--- Data provided ---
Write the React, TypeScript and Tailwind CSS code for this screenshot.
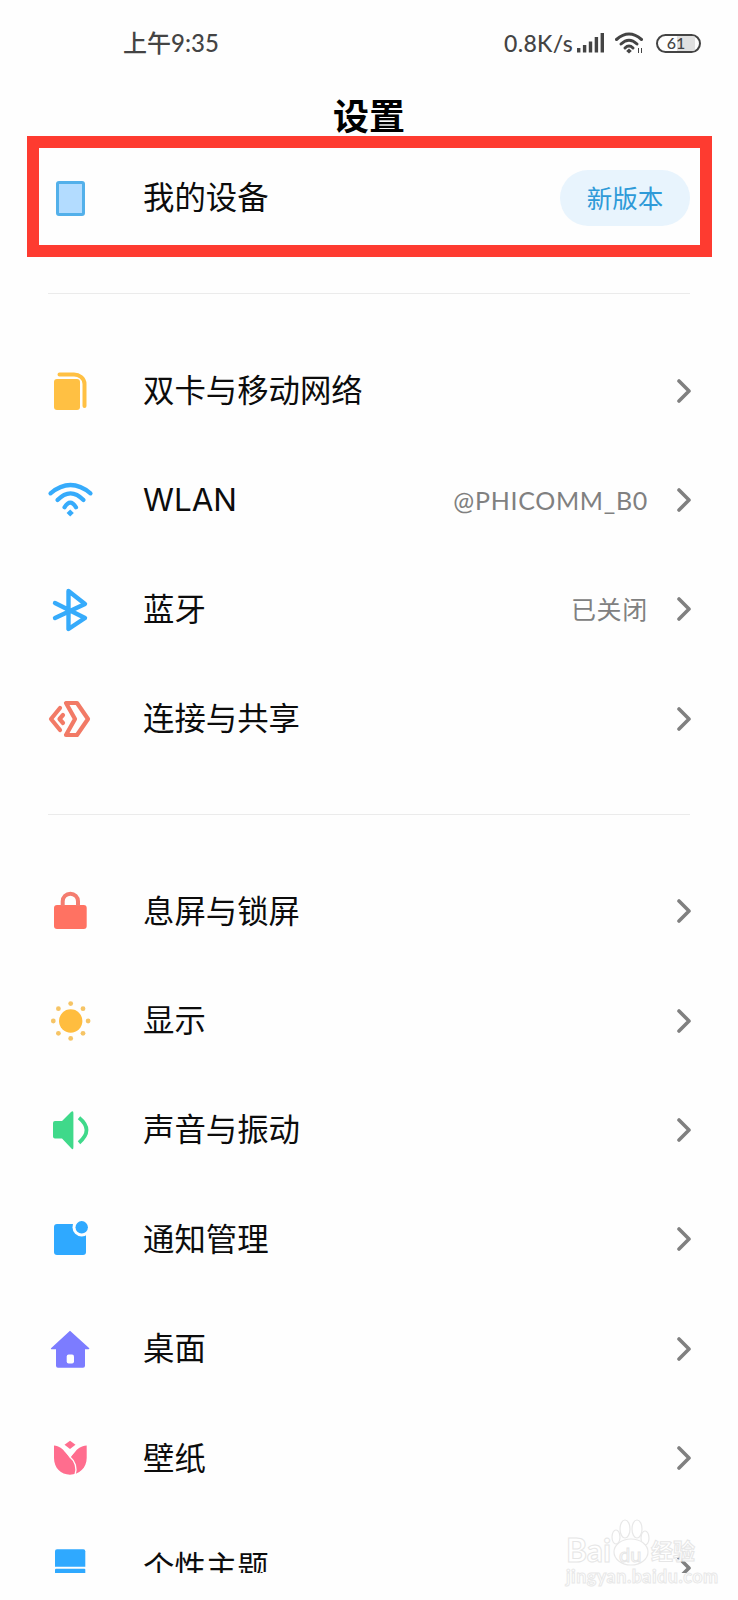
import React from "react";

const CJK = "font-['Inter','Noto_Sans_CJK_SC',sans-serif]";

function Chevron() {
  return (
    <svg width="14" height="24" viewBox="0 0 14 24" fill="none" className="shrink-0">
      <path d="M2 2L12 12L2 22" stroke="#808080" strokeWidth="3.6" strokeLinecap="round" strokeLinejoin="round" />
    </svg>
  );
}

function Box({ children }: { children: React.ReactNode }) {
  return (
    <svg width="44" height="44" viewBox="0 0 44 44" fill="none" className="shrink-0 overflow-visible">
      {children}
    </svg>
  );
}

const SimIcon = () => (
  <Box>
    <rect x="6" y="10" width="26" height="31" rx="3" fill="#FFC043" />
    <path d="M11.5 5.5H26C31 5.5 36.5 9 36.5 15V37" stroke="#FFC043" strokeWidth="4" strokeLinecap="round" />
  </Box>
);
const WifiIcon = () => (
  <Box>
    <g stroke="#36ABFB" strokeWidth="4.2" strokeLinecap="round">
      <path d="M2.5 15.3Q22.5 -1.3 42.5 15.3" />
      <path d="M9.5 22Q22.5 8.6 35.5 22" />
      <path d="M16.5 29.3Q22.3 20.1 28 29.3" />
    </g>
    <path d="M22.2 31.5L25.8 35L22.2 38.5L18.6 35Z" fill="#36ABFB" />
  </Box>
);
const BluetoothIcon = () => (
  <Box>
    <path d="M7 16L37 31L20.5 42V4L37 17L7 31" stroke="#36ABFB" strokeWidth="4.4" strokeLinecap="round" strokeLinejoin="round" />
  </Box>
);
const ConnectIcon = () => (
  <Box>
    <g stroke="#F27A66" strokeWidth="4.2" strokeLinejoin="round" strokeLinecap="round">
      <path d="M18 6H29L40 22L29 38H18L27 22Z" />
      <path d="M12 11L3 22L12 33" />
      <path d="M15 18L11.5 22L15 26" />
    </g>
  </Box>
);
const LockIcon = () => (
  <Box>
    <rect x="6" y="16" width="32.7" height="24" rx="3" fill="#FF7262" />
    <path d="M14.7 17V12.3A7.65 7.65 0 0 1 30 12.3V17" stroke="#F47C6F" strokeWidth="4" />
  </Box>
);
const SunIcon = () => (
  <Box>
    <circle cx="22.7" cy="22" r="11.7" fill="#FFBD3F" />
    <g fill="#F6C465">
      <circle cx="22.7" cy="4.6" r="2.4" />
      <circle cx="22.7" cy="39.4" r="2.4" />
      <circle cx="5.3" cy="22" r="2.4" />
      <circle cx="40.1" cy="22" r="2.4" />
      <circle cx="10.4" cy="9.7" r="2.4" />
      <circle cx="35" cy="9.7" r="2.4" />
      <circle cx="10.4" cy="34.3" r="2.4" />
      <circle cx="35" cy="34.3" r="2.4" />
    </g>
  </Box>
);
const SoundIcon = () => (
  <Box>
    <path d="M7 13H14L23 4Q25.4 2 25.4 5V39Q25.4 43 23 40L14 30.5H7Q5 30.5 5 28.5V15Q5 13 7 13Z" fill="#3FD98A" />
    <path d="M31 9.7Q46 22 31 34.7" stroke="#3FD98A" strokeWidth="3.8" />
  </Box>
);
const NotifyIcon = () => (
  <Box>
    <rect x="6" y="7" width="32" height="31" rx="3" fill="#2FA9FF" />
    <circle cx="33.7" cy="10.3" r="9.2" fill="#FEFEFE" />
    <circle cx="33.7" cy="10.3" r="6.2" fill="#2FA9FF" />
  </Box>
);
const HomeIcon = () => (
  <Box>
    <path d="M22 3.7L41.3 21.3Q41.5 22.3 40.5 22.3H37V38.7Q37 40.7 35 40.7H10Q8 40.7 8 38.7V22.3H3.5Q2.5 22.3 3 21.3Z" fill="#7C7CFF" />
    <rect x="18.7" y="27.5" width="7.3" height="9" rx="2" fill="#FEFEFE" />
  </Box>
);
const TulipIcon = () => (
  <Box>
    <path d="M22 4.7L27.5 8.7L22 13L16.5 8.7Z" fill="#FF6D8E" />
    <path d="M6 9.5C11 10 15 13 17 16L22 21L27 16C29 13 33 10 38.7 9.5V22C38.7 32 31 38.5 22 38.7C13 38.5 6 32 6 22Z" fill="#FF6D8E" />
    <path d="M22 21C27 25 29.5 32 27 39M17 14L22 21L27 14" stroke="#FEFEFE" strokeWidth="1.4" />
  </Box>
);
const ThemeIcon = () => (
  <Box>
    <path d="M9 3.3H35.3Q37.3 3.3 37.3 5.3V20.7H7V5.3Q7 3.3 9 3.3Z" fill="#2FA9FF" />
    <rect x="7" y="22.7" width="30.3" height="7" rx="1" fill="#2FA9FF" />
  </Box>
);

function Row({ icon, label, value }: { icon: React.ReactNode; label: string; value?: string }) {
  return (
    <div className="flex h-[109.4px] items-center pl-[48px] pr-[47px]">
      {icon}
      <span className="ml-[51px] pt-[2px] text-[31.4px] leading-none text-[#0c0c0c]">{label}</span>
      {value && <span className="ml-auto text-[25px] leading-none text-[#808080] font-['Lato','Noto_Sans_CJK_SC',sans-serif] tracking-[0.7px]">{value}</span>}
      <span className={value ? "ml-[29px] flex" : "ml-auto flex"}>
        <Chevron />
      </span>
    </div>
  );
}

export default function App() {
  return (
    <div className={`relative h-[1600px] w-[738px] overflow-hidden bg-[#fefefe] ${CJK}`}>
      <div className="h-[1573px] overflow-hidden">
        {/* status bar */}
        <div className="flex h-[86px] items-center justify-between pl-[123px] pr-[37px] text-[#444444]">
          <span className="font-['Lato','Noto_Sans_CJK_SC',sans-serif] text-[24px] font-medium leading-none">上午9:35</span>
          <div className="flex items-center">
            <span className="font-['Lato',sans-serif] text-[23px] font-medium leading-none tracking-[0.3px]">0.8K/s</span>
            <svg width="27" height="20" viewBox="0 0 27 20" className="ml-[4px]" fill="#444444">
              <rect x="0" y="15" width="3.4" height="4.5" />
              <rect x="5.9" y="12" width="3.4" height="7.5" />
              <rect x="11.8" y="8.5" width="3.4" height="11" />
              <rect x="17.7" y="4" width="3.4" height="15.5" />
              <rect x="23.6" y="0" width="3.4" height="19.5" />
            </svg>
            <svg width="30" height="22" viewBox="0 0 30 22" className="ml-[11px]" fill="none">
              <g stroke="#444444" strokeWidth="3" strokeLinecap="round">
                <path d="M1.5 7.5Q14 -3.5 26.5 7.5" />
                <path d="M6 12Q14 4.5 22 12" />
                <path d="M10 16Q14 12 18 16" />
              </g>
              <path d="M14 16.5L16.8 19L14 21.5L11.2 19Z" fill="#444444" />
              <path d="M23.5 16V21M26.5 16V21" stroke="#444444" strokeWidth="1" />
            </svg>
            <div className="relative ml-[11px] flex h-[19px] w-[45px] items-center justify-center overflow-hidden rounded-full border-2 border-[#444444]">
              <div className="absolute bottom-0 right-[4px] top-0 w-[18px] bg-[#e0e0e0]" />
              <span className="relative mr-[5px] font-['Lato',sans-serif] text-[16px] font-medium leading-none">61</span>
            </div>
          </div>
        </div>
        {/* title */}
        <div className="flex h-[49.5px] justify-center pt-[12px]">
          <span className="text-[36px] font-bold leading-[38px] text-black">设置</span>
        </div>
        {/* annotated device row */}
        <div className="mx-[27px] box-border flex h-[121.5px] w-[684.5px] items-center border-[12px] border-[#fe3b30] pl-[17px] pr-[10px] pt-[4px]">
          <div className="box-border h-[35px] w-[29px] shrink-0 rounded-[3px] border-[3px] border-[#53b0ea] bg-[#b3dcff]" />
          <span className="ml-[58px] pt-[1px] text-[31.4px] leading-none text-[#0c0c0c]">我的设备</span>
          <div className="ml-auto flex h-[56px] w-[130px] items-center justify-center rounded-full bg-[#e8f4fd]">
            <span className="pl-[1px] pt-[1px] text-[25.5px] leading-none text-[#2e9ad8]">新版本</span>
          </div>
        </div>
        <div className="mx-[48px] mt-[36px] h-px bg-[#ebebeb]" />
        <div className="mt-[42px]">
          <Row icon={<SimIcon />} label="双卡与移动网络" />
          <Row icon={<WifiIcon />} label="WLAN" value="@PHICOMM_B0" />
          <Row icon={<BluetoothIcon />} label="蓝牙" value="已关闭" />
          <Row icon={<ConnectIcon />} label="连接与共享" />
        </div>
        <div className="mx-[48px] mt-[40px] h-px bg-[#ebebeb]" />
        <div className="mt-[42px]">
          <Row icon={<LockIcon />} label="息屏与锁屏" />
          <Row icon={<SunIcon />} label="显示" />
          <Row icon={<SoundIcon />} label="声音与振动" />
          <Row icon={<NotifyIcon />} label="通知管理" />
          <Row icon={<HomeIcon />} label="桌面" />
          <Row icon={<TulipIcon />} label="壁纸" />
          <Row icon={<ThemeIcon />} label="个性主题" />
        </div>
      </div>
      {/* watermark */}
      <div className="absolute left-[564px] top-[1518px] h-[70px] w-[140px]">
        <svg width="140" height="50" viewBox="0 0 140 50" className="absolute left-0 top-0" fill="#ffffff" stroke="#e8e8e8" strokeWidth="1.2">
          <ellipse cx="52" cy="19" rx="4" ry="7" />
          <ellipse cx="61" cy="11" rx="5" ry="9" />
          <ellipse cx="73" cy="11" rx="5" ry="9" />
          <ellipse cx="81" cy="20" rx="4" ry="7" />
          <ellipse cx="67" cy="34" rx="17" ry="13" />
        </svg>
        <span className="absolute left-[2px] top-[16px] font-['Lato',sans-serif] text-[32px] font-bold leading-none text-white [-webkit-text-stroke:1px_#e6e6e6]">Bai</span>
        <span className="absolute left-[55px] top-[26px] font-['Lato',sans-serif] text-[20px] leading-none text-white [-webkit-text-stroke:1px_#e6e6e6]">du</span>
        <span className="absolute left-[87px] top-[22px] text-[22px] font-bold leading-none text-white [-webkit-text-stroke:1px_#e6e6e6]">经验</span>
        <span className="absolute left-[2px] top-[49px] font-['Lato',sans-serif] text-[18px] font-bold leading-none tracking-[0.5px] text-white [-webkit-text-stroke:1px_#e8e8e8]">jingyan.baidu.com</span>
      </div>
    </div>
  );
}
---
--- Data provided ---
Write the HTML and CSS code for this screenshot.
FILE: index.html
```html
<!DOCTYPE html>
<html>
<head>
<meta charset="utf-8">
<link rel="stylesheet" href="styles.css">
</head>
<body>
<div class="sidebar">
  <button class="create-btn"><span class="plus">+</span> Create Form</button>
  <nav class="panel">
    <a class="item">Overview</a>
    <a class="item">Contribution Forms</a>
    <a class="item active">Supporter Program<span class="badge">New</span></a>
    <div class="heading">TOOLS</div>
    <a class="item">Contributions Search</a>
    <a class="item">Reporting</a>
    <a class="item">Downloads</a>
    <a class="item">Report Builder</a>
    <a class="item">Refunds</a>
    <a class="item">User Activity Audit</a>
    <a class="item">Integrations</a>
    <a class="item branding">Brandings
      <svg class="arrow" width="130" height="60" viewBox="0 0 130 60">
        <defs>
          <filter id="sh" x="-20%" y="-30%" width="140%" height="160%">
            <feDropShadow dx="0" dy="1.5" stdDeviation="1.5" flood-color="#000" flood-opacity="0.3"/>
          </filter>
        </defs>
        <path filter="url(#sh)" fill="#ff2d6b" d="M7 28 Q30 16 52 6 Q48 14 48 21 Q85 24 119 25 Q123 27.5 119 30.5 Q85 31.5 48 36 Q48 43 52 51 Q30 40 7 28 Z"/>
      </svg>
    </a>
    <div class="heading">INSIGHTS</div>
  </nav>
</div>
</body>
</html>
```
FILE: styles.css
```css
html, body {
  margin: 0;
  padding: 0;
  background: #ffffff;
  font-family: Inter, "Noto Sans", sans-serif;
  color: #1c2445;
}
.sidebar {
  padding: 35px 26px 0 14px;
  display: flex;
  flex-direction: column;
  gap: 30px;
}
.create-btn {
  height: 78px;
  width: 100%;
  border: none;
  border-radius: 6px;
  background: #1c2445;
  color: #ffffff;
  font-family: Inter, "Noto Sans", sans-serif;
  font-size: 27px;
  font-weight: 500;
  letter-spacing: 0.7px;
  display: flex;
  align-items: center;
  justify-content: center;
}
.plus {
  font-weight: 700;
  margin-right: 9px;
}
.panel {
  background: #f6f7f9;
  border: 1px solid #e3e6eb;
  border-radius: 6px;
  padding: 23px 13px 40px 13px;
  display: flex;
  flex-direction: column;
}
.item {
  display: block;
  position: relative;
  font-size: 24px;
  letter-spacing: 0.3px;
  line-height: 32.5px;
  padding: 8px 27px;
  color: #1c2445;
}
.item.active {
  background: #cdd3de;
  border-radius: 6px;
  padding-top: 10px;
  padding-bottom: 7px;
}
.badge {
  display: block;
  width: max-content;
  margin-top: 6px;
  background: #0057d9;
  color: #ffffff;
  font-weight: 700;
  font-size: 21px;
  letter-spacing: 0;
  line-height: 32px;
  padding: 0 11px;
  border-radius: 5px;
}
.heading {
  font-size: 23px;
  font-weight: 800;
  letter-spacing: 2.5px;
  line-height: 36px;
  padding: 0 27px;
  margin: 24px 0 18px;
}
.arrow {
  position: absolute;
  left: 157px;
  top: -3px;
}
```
---
Copy every line above in which the string "React" shows up.

Write the React, TypeScript and Tailwind CSS code for this screenshot.
import React from "react";
function Box({ children }: { children: React.ReactNode }) {
function Row({ icon, label, value }: { icon: React.ReactNode; label: string; value?: string }) {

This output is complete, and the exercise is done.